Jhonatan Henao-Munoz attended the ATISA Summer School in Translation and Interpreting and participated in a corpus reading group with Aleksy Novikov. He also participated in the internship on Digital Humanities and Podcasting from National Humanities Center at San Diego State University. 

Emily Palese and Hannah Morgan Gill piloted and made improvements to the repository intake form that developed with Banat last spring. They also collected and processed over 200 materials from UA instructors for the repository. Emily made a Processing Guide to help future Crowbirds follow our steps.

Adriana Picoral was selected as an Arizona Data Science Ambassador. She had two papers selected to NWAV48 (New Ways of Analyzing Variation), the flagship sociolinguistics conference. Adriana also dedicated a lot of time to Crow, processing files for both ASLW and MACAWS, and improving our processing methods. She’s most excited about working with Mark Fullmer and other Crowbirds to develop a tool that will improve of Crow’s integration of corpus and repository.

Samantha Pate Rappuhn, a former Purdue undergraduate researcher, was hired as Grants and Academic Projects Coordinator for Ivy Tech Community College, working on the Kokomo, Indiana campus.

Ji-young Shin had an internship during the summer where she participated in multiple research projects. Her book review on response processes validity is in print now (Language Testing). A book chapter on stance features (Crow-data-based research presented during the TaLC) is in review. She received a small external grant (Language Learning Dissertation Grant). Lastly, she was invited to review a couple peer-reviewed journals and made a debut as an official reviewer. 

Shelley Staples was accepted as a Center for Undergraduate Education Scholarship (CUES) Fellow, with $50,000 in funding to support the development and evaluation of corpus-based pedagogical materials for the SLW classes at UA in Summer 2019. She had three journal articles accepted, one with Ge Lan for Journal of Second Language Writing on complexity in SLW, one for Register Studies, a multidimensional analysis of healthcare communication, and one for Language Testing on a multidimensional analysis of L2 written assessment. A fourth paper is now in press for a Routledge book on triangulating research methods (corpus linguistics and assessment).

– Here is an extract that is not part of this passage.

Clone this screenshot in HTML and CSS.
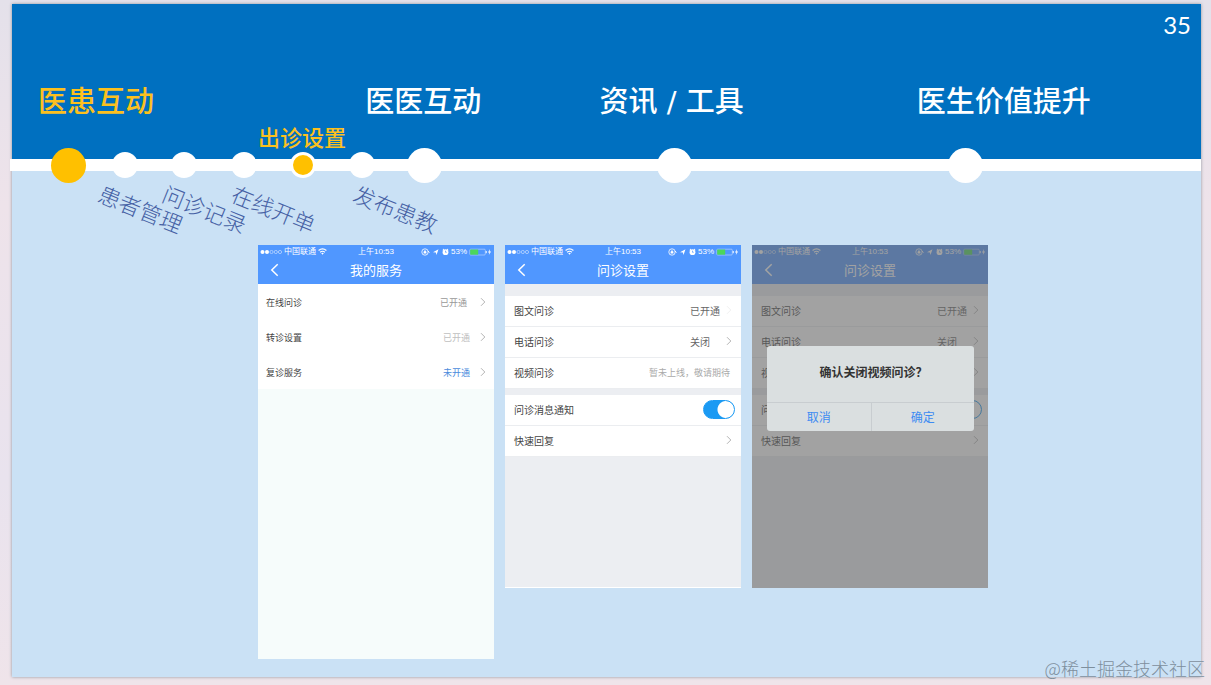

She presented on multimodality in Crow, with Jeroen Gevers at the Computers and Writing conference and three papers at the Corpus Linguistics conference in Cardiff, Wales: one paper on the MD analysis of healthcare (Register Studies article mentioned above), one on an MD analysis of spoken oral assessment (see book chapter above), and a third on L2 writing complexity in the British Academic Written English corpus (a follow up from a 2016 Written Communication article).

Shelley also began her duties as Associate Director of Second Language Writing in the UA Writing Program and created versions of two of L2 writing courses for the micro campus in Lima, Peru, with Chris Tardy.

David Stucker worked as an intern for an industrial welding application firm in Greenfield, Indiana. He developed documentation for the operation and installation of an automated spark plug ground electrode welding system under contract from Federal-Mogul in France. He also developed a set of standardized manual templates and wrote a company style guide.

Ali Yayali was hired as an RA for the education extension of a grant-funded (USDA) environmental science project (SBAR) and started working with a secondary science teacher. He will design literacy and writing lessons and activities and work with English Language Learners (ELLs) in science classrooms particularly. This will help him as an initial step towards solidifying his plans to focus on scientific writing by L2 writers, secondary school genres, and the language of science. Ali also helped the Arizona Crowbirds write a proposal for the AZTESOL Conference.